Chelsea declined to comment on the possibility when approached by i.
That FA Cup in 2001 was a memorable run. Ks came within a few minutes of the fifth round, but for Bristol City’s Tony Thorpe to grab a last-minute equaliser at Ashton Gate and force a replay, although they did get their 15 minutes of fame live on Sky Sports.
Martin Tyler was on commentary that day and, by coincidence, a few years later he found himself on the coaching staff at Kingstonian, working under Alan Dowson.
Now 78, Tyler is retired from commentary but can still be found at non-league grounds as a punter, even on bitterly cold midweek nights when a seat on the sofa in front of the Champions League might seem preferable.
“I’m saddened by what’s happened [at Kingstonian] – but the one thing is that it’s the circle of life maybe. I hope that they will find a way back towards where they were before,” Tyler tells i.
The spiral started just two years after that cup run, when a resurgent Wimbledon offered Rajesh Khosla, then chairman about whom you will struggle to find a good word said among Ks fans, a reported £2.5m for the stadium.
“When we were there, we didn’t have a home because it was AFC Wimbledon’s ground – but in seven years there was never any suggestion of playing anywhere else, and at least it was in the borough,” Tyler adds.
“Now the fans are heartbroken.

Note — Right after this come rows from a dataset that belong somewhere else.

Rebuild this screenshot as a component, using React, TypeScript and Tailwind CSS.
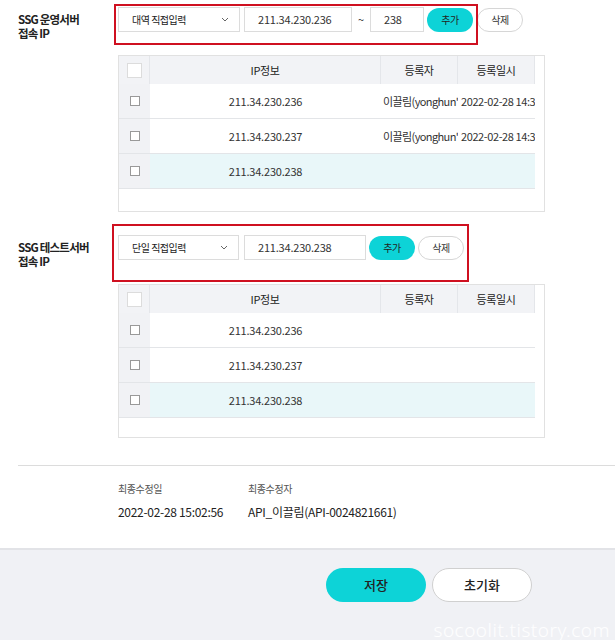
import React from 'react';

type Row = { ip: string; user?: string; date?: string; active?: boolean };

const rowsA: Row[] = [
  { ip: '211.34.230.236', user: "이끌림(yonghun'", date: '2022-02-28 14:32' },
  { ip: '211.34.230.237', user: "이끌림(yonghun'", date: '2022-02-28 14:32' },
  { ip: '211.34.230.238', active: true },
];

const rowsB: Row[] = [
  { ip: '211.34.230.236' },
  { ip: '211.34.230.237' },
  { ip: '211.34.230.238', active: true },
];

const Chevron = () => (
  <svg width="8" height="5" viewBox="0 0 8 5" fill="none">
    <path d="M1 1l3 3 3-3" stroke="#666" strokeWidth="1" />
  </svg>
);

const Select = ({ label, w }: { label: string; w: string }) => (
  <div className={`${w} h-[25px] border border-[#dcdcdc] bg-white flex items-center justify-between pl-[13px] pr-[10px] text-[10px] tracking-[-0.5px] text-[#222]`}>
    <span className="whitespace-pre">{label}</span>
    <Chevron />
  </div>
);

const Input = ({ value, w }: { value: string; w: string }) => (
  <div className={`${w} h-[25px] border border-[#dcdcdc] bg-white flex items-center pl-[13px] text-[11px] tracking-[-0.2px] text-[#333]`}>
    {value}
  </div>
);

const AddBtn = () => (
  <button className="w-[46px] h-[24px] rounded-full bg-[#0dd3d7] text-[10px] tracking-[-0.5px] text-[#222]">추가</button>
);

const DelBtn = () => (
  <button className="w-[46px] h-[24px] rounded-full border border-[#d6d6d6] bg-white text-[10px] tracking-[-0.5px] text-[#333]">삭제</button>
);

const IpTable = ({ rows, tail }: { rows: Row[]; tail: string }) => (
  <div className="w-[427px] border border-[#e1e1e1] bg-white pr-[9px]">
    <div className="flex h-[28px] bg-[#f2f3f6] text-[11px] tracking-[-0.4px] text-[#222]">
      <div className="w-[31px] flex items-center justify-center border-r border-[#e4e6ea]">
        <div className="w-[15px] h-[15px] border border-[#dcdcdc] bg-white" />
      </div>
      <div className="w-[231px] flex items-center justify-center border-r border-[#e4e6ea]">IP정보</div>
      <div className="w-[77px] flex items-center justify-center border-r border-[#e4e6ea]">등록자</div>
      <div className="w-[77px] flex items-center justify-center border-r border-[#e4e6ea]">등록일시</div>
    </div>
    {rows.map((r) => (
      <div
        key={r.ip}
        className={`flex h-[35px] border-b border-[#e3e5e8] text-[11px] tracking-[-0.2px] text-[#333] ${r.active ? 'bg-[#e9f7f9]' : 'bg-white'}`}
      >
        <div className="w-[31px] flex items-center justify-center bg-[#f1f2f5]">
          <div className="w-[10px] h-[10px] border border-[#999] bg-white" />
        </div>
        <div className="w-[231px] flex items-center justify-center">{r.ip}</div>
        <div className="w-[77px] overflow-hidden whitespace-nowrap text-center leading-[35px] pl-[2px] tracking-[-0.6px]">{r.user}</div>
        <div className="w-[77px] overflow-hidden whitespace-nowrap text-center leading-[35px] pl-[3px] tracking-[-0.4px]">{r.date}</div>
      </div>
    ))}
    <div className={tail} />
  </div>
);

export default function App() {
  return (
    <div className="relative w-[615px] h-[640px] overflow-hidden bg-white flex flex-col font-['Noto_Sans_CJK_KR','Noto_Sans',sans-serif] text-[#222]">
      <div className="pl-[18px] pt-[7px]">
        {/* 운영서버 */}
        <div className="flex">
          <div className="w-[100px] pt-[5px] text-[11.5px] font-bold leading-[14px] tracking-[-0.8px]">
            SSG 운영서버
            <br />
            접속 IP
          </div>
          <div>
            <div className="relative flex items-center h-[25px]">
              <Select label="대역 직접입력" w="w-[122px]" />
              <div className="w-[4px]" />
              <Input value="211.34.230.236" w="w-[108px]" />
              <span className="w-[18px] text-center text-[11px] text-[#333]">~</span>
              <Input value="238" w="w-[54px]" />
              <div className="w-[3px]" />
              <AddBtn />
              <div className="w-[4px]" />
              <DelBtn />
              <div className="absolute left-[-4px] top-[-3px] w-[364px] h-[41px] border-2 border-[#cf1020] pointer-events-none" />
            </div>
            <div className="mt-[23px]">
              <IpTable rows={rowsA} tail="h-[22px]" />
            </div>
          </div>
        </div>

        {/* 테스트서버 */}
        <div className="flex mt-[23px]">
          <div className="w-[100px] pt-[5px] text-[11.5px] font-bold leading-[14px] tracking-[-0.8px]">
            SSG 테스트서버
            <br />
            접속 IP
          </div>
          <div>
            <div className="relative flex items-center h-[25px]">
              <Select label="단일 직접입력" w="w-[121px]" />
              <div className="w-[5px]" />
              <Input value="211.34.230.238" w="w-[122px]" />
              <div className="w-[3px]" />
              <AddBtn />
              <div className="w-[3px]" />
              <DelBtn />
              <div className="absolute left-[-6px] top-[-11px] w-[357px] h-[58px] border-2 border-[#cf1020] pointer-events-none" />
            </div>
            <div className="mt-[24px]">
              <IpTable rows={rowsB} tail="h-[19px]" />
            </div>
          </div>
        </div>
      </div>

      <div className="ml-[18px] mt-[27px] border-t border-[#dcdcdc] pl-[100px] pt-[16px] pb-[28px]">
        <div className="flex text-[10px] leading-[14px] tracking-[-0.4px] text-[#555]">
          <div className="w-[130px]">최종수정일</div>
          <div>최종수정자</div>
        </div>
        <div className="flex mt-[8px] text-[12px] leading-[16px] tracking-[-0.3px] text-[#222]">
          <div className="w-[130px]">2022-02-28 15:02:56</div>
          <div>API_이끌림(API-0024821661)</div>
        </div>
      </div>

      <div className="flex-1 bg-[#f0f1f5] border-t-2 border-[#e2e3e7] flex justify-end items-start pt-[18px] pr-[83px] gap-[6px]">
        <button className="w-[100px] h-[34px] rounded-full bg-[#0dd3d7] text-[13px] font-medium text-[#222]">저장</button>
        <button className="w-[100px] h-[34px] rounded-full border border-[#d0d0d0] bg-white text-[13px] font-medium text-[#222]">초기화</button>
      </div>

      <div className="absolute right-[5px] bottom-[-4px] text-[19px] font-light text-white/90 font-['Noto_Sans',sans-serif] tracking-[0.5px]">
        socoolit.tistory.com
      </div>
    </div>
  );
}
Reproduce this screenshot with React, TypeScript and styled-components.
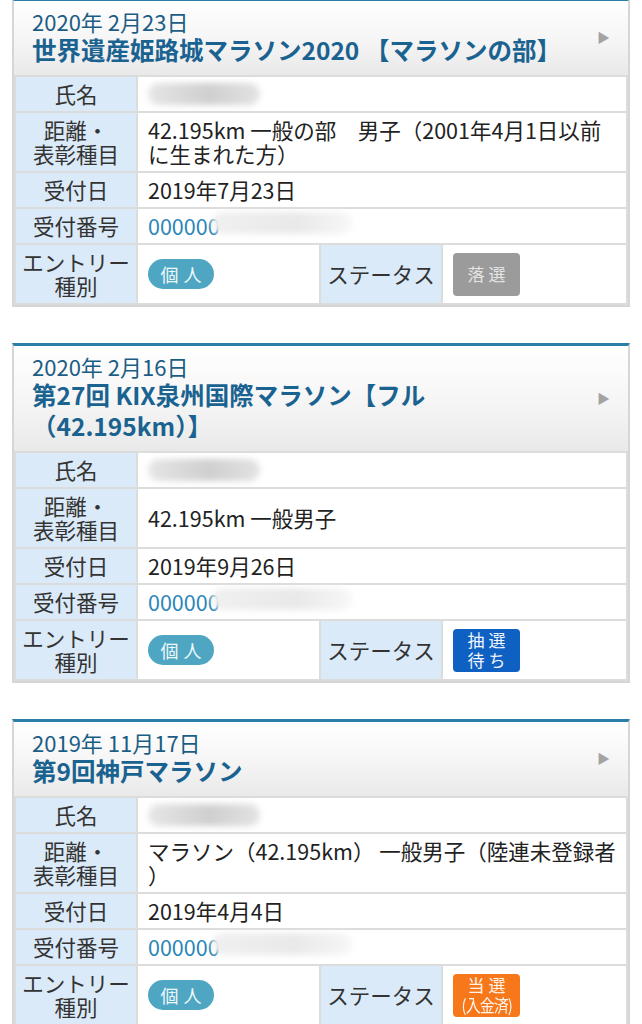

They don’t really know from season to season, maybe from month to month, where it’s all going to end up.”
Wimbledon’s good fortune of finding a non-league ground to buy at just the right time was followed by finding a super-club in 2017 willing to take it off their hands at more than double what they paid for it a few years later.
Chelsea turned up with a cheque for nearly £7m, a sum that would fund half of Wimbledon’s new ground at Plough Lane, an offer too good to refuse.
Kingstonian meanwhile were turfed out.
Jon Tolley, a former Liberal Democrat councillor in Kingston and long-time Ks fan, tells i: “Wimbledon got double good luck and Kingstonian got double bad luck. That’s life. We’re due some luck.
“The [Kingstonian] directors at the time put out a public statement saying ‘It’s in the best interest of Kingstonian to leave Kingsmeadow’ which is something that no fan really thought, but it seems that that was part of what they had to do to get the blood money, if that’s how you want to say it.”
The “blood money” was an act of generosity on the part of Wimbledon, who recognised the damage that would be done to Kingstonian by the deal.
They left, effectively, an endowment of over a million pounds to Kingstonian, with instructions that the funds be used for ground costs, either rental or construction.
There was also a stipulation that up to £40,000 a year could be drawn down to cover running costs of the club, an allowance that it was recently revealed has been used every year since Chelsea took over Kingsmeadow in 2017.
That allowance runs out this season. Ks will lose, effectively, £40,000 of revenue and their supporting fund is now closer to £650,000.
And at what cost? Leaping from ground-share to ground-share some not even in the borough of Kingston and none with the same capacity of nearly 5,000 has almost completely eroded the authenticity of the “fan experience”.
While the sky-rocketing price of top-flight football has triggered a boom in non-league attendances – some eighth-tier clubs get as many as 2,000 supporters on a Saturday – Kingstonian’s fans feel entirely cut out of their club, far from its traditional home and without any kind of identity.
“All these Chelsea fans should be coming should be coming to Ks. But we need a home and we need a way of saying to them ‘Come here every week’,” says Taimour Lay, a barrister who was part of a small group of locals who tried to rescue the club with their own money but were turned down.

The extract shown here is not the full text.